Both justices fiercely defended the court's core institutional independence. They made it clear that neither the President nor Congress should ever be allowed to impose an ethics enforcer on the high bench. Separation of powers means the judiciary must police itself, even if figuring out the mechanism is incredibly complex.
Owning the Shadow Docket Mess
One of the best moments of the testimony came when the conversation turned away from physical safety and toward the court’s controversial "emergency docket". Critics often call this the shadow docket, where the court issues massive, sweeping rulings on a highly accelerated timeline without oral arguments or full written opinions.
Kagan has been a vocal critic of this practice in her formal dissents, but her testimony offered a surprisingly candid diagnosis of why the emergency docket exploded in the first place.
The court itself created the demand. By regularly granting emergency relief over the last few years, the justices signaling to every ambitious lawyer in the country that this fast-track option was open for business. Naturally, smart lawyers took notice and started flooding the court with emergency requests.
However, Kagan offered a bit of reassurance. She claims the court is doing a much better job lately of providing detailed explanations for its quick-turn decisions. They are trying to regularize the process, sometimes even holding oral arguments before issuing emergency stays. Barrett agreed, noting the court is actively adapting to the sheer volume and complexity of these frantic, midnight filings.
The True Cost of Political Retribution
When political figures use targeted, hostile language against individual judges, it has direct consequences on the ground. Kagan was blunt about this. She warned that aggressive political rhetoric from any party isn't just unhelpful, it's flat-out dangerous.
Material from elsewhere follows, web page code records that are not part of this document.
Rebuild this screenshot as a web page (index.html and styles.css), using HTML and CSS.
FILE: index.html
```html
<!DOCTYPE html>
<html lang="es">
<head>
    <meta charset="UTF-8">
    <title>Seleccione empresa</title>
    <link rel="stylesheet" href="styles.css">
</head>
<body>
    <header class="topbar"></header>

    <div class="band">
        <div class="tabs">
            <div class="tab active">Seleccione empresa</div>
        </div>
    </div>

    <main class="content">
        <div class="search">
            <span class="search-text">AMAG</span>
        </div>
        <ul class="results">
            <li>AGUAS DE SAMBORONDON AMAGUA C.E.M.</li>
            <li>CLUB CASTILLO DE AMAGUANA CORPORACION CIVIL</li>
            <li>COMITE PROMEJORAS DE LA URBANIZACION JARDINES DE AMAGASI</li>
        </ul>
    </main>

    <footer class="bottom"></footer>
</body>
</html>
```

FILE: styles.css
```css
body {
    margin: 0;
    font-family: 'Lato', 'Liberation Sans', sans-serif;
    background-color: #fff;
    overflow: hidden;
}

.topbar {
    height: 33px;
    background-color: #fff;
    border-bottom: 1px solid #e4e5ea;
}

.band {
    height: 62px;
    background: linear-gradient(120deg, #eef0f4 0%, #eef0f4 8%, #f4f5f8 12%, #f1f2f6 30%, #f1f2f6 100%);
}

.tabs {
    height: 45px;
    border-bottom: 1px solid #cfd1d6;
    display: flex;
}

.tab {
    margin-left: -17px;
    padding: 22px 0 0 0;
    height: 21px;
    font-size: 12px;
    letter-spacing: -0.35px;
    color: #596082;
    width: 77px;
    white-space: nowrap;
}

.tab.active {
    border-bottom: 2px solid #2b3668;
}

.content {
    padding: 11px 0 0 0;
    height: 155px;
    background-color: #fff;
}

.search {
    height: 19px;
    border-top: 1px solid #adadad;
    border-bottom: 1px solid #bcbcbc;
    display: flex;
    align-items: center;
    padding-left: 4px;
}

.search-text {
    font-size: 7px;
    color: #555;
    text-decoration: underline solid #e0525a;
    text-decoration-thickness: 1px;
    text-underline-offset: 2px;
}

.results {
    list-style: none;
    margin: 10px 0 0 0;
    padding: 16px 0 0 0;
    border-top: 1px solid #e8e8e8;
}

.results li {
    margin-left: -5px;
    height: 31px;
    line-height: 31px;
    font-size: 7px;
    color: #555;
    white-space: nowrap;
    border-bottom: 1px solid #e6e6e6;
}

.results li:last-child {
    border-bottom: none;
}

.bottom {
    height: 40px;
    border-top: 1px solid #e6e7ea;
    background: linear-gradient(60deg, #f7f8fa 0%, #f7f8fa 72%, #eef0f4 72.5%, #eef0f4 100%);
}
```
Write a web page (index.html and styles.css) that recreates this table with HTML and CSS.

We have already seen what happens when intimidation turns physical. In 2022, an armed man was arrested near Justice Brett Kavanaugh’s home after making threats. Federal judges across the country routinely face death threats. The U.S. Marshals Service reported a significant rise in judicial threats nationwide, showing that this hostility isn't confined to Washington.
The Supreme Court is currently trying to build its permanent police force up to 477 officers. If they rely on outside contractors, Kagan thinks they can hit that number in a couple of years. If they hire and train their own proprietary employees, it will take until the 2030s.
Think about that timeline. We are looking at nearly a decade of hiring, training, and spending just to ensure that the people interpreting our laws can walk from their front doors to their cars safely.
What Happens Next
This congressional hearing wasn't just a routine check-in about line-item expenditures. It showed two justices from opposite ideological wings presenting a unified front against institutional vulnerability.
If you want to track where this goes next, look for these specific developments over the coming months.
- Watch the Appropriations Bill: Congress is highly likely to approve the security increases, but track whether lawmakers attempt to attach ethics reform strings to the funding package.
- Monitor the Ethics Drafts: Keep an eye out for internal court memos or statements from Chief Justice John Roberts regarding the creation of an internal review panel using senior judges.
- Track the Shadow Docket Numbers: Watch the upcoming term to see if the court successfully reduces its reliance on emergency applications or continues to expand its use.
The justices can ignore political pundits, but they can't ignore a swarm of police cars outside their homes. Securing the court isn't just a financial burden, it's a sobering reflection of the current state of American civic life.